Hopes of finding survivors drop after California mudslides

MONTECITO, Calif. — More than two full days after mudslides ravaged the coastal town of Montecito, the search for the missing became an increasingly desperate exercise Thursday, with growing doubts about whether anyone would be found alive. Seventeen people from ages 3 to 89 were confirmed dead, and eight others were unaccounted for.

“They’re not going to find survivors anymore. They’re going to find bodies in the mud,” said David Weinert, who feared two of his neighbours were among the dead and turned out to be right in at least one case. “It’s emotional for me to say this, but I think they’re gone.”

The air smelled of sewage and ash as more than a dozen firefighters climbed through rubble in the backyard of a mansion that had been torn apart. Some rescuers used poles to probe the muck for bodies, while others waded chest-deep in the mire. Two Labrador retrievers swam around a debris-filled swimming pool, trying to pick up any scent.

“At this moment, we are still looking for live victims,” Santa Barbara fire Capt. Gary Pitney said. But he confessed: “The likelihood is increasing that we’ll be finding bodies, not survivors. You have to start accepting the reality of that.”

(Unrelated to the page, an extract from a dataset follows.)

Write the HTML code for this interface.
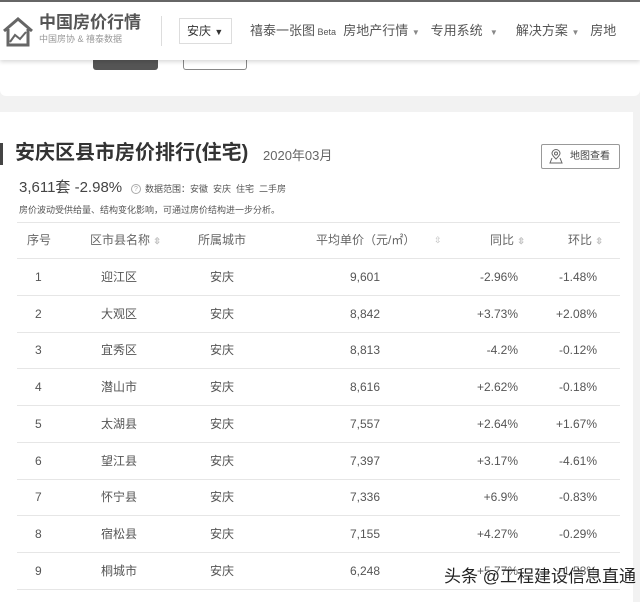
<!DOCTYPE html>
<html><head><meta charset="utf-8"><style>
*{margin:0;padding:0;box-sizing:border-box}
body{width:640px;height:602px;overflow:hidden;background:#f2f2f2;font-family:"Liberation Sans","Noto Sans CJK SC",sans-serif;color:#333;position:relative}
.abs{position:absolute;white-space:nowrap}
.hdr{position:absolute;left:0;top:0;width:640px;height:60px;background:#fff;border-top:2px solid #666;box-shadow:0 2px 4px rgba(0,0,0,.15);z-index:2}
.top2{position:absolute;left:0;top:58px;width:640px;height:38px;background:#fff;border-radius:0 0 6px 6px}
.card{position:absolute;left:0;top:112px;width:633px;height:490px;background:#fff}
.row{position:absolute;left:17px;width:603px;height:37px;border-bottom:1px solid #e6e6e6;font-size:12px;color:#555}
.row span{position:absolute;top:11px;line-height:14px;height:14px}
.s{color:#bbb;font-size:9px}
</style></head><body>
<div class="top2">
 <div class="abs" style="left:93px;top:2px;width:65px;height:10px;background:#555;border-radius:0 0 3px 3px"></div>
 <div class="abs" style="left:183px;top:2px;width:64px;height:10px;border:1px solid #888;border-top:none;border-radius:0 0 3px 3px"></div>
</div>
<div class="hdr">
 <svg class="abs" style="left:2px;top:14px" width="32" height="32" viewBox="0 0 32 32" fill="none" stroke="#666" stroke-width="3"><path d="M2 15 L16 3 L30 15"/><path d="M6 13 V29 H26 V13"/><path d="M8 26 L13 19 L18 23 L24 16" stroke-width="2"/></svg>
 <div class="abs" style="left:39px;top:11px;font-size:17px;line-height:20px;font-weight:bold;color:#555">中国房价行情</div>
 <div class="abs" style="left:39px;top:32px;font-size:9px;line-height:11px;color:#999">中国房协 &amp; 禧泰数据</div>
 <div class="abs" style="left:161px;top:14px;width:1px;height:30px;background:#ddd"></div>
 <div class="abs" style="left:179px;top:16px;width:53px;height:26px;border:1px solid #ddd;font-size:12px;line-height:14px;padding:5px 7px">安庆 <span style="font-size:9px">▼</span></div>
 <div class="abs" style="left:250px;top:21px;font-size:13px;line-height:16px;color:#555">禧泰一张图<span style="font-size:9px"> Beta</span>&nbsp; 房地产行情 <span style="font-size:8px;color:#888">▼</span>&nbsp;&nbsp; 专用系统 &nbsp;<span style="font-size:8px;color:#888">▼</span>&nbsp;&nbsp;&nbsp;&nbsp; 解决方案 <span style="font-size:8px;color:#888">▼</span>&nbsp;&nbsp; 房地</div>
</div>
<div class="card">
 <div class="abs" style="left:0;top:31px;width:3px;height:22px;background:#444"></div>
 <div class="abs" style="left:15px;top:29px;font-size:20px;line-height:24px;font-weight:bold;color:#333">安庆区县市房价排行(住宅)</div>
 <div class="abs" style="left:263px;top:36px;font-size:13px;line-height:16px;color:#666">2020年03月</div>
 <div class="abs" style="left:541px;top:32px;width:79px;height:25px;border:1px solid #999;border-radius:2px;font-size:10px;line-height:12px;padding:6px 0 0 28px;color:#444">地图查看</div>
 <svg class="abs" style="left:549px;top:37px" width="14" height="15" viewBox="0 0 14 15" fill="none" stroke="#666"><path d="M7 10 C3 6 3 5 3 4.5 A4 4 0 0 1 11 4.5 C11 5 11 6 7 10Z"/><circle cx="7" cy="4.5" r="1.5"/><path d="M3 9 L1 14 H13 L11 9"/></svg>
 <div class="abs" style="left:19px;top:67px;font-size:15px;line-height:18px;color:#444">3,611套 -2.98%</div>
 <div class="abs" style="left:131px;top:72px;width:10px;height:10px;border:1px solid #aaa;border-radius:50%;font-size:7px;text-align:center;line-height:9px;color:#aaa">?</div>
 <div class="abs" style="left:145px;top:72px;font-size:9px;line-height:11px;color:#555">数据范围：安徽&nbsp; 安庆&nbsp; 住宅&nbsp; 二手房</div>
 <div class="abs" style="left:19px;top:93px;font-size:9px;line-height:11px;color:#555">房价波动受供给量、结构变化影响，可通过房价结构进一步分析。</div>
 <div class="abs" style="left:17px;top:110px;width:603px;height:1px;background:#e6e6e6"></div>
 <div class="row" style="top:110px;color:#666">
  <span style="left:10px">序号</span><span style="left:73px">区市县名称 <b class="s">⇳</b></span><span style="left:181px">所属城市</span><span style="left:299px">平均单价（元/㎡）</span><span style="left:417px" class="s">⇳</span><span style="left:473px">同比 <b class="s">⇳</b></span><span style="left:551px">环比 <b class="s">⇳</b></span>
 </div>
</div>
<div id="rows"></div>
<script>
var d=[["1","迎江区","9,601","-2.96%","-1.48%"],["2","大观区","8,842","+3.73%","+2.08%"],["3","宜秀区","8,813","-4.2%","-0.12%"],["4","潜山市","8,616","+2.62%","-0.18%"],["5","太湖县","7,557","+2.64%","+1.67%"],["6","望江县","7,397","+3.17%","-4.61%"],["7","怀宁县","7,336","+6.9%","-0.83%"],["8","宿松县","7,155","+4.27%","-0.29%"],["9","桐城市","6,248","+5.77%","+1.58%"]];
var h="";d.forEach(function(r,i){var t=259+i*36.7;h+='<div class="row" style="top:'+t+'px"><span style="left:18px">'+r[0]+'</span><span style="left:84px">'+r[1]+'</span><span style="left:193px">安庆</span><span style="right:240px">'+r[2]+'</span><span style="right:102px">'+r[3]+'</span><span style="right:23px">'+r[4]+'</span></div>';});
document.getElementById("rows").innerHTML=h;
</script>
<div class="abs" style="left:444px;top:567px;font-size:17px;line-height:20px;color:#222;text-shadow:0 0 2px #fff,0 0 2px #fff">头条 @工程建设信息直通</div>
</body></html>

He noted that one survivor pulled from the muck earlier in the week was suffering from hypothermia after just an hour.

Crews marked places where bodies were found, often far away from a home, and used that information to guess where other victims might have ended up as the surging mud carried or buried them.

The disaster, touched off by heavy rain, took many homeowners by surprise early Tuesday, despite evacuation orders and warnings issued days in advance that mudslides were possible because recent wildfires in the hills had stripped away vegetation that normally holds soil in place.

As the rainwater made its way downhill with gathering force, it pried boulders from the ground and picked up trees and other debris that flattened homes, cars and carried at least one body a mile away.

The disaster was already unfolding when Santa Barbara County officials sent out their first cellphone alert at 3:50 a.m. County emergency manager Jeff Gater said officials decided not to send one sooner out of concern it might not be taken seriously.

From above, thrashed areas of town appeared awash in a sea of mud, with only the tallest trees standing and some homes buried up to their roofs. Next to some of the devastated areas sat large estates untouched by the torrent, their lawns still green and the landscaping lush.

County authorities sent a shudder through the community early Thursday when they reported that the number of people unaccounted for had surged from 16 to 48. But within an hour, they said they had made a clerical error and the actual number of missing was eight.

“How does that happen?” Weinert asked. “That’s a crazy mistake to make.”

After a better look at the damage, officials lowered the number of destroyed homes from 100 to 64 and raised the number of damaged ones from 300 to 446.

Overall, 28 people were injured. Twelve remained hospitalized, four in critical condition.

The Santa Barbara sheriff released the names of the dead, which included David Cantin, the father of a 14-year-old girl who was heavily caked in mud when she was pulled from the ruins of her home after a dramatic six-hour rescue.

It also included James Mitchell, who had celebrated his 89th birthday the day before with his wife, Alice, of more than 50 years. She also died.

Searchers had checked most of the debris zone for victims and some were doubling back to leave no stone unturned Thursday when a crew ended up in the backyard of Bill Asher, who lost his palatial home and a similar one he was building next door.

Asher returned with a pickax and five friends and trudged through the debris to salvage any possession he could find.

He was still shaken by his harrowing experience Tuesday with his pregnant wife and two young children as the violent gusher arrived with a deafening rumble.

“I looked out my front window and saw my car fly by,” he said. “I screamed at my family and water started coming into the house. Windows went flying, doors went flying.”

The family rode out the storm on kitchen counters as the debris smashed through the walls and exposed the lower level of the two-story house and one of the upstairs bedrooms.

When it was over, he was able to hike to a nearby road and flag down firefighters who helped his family get out.

A stranger loaded the family in his truck and drove them to a hotel. Because Asher didn’t have a wallet, the man paid.

“He threw down his credit card, took care of everything,” Asher said, amazed at the act of kindness.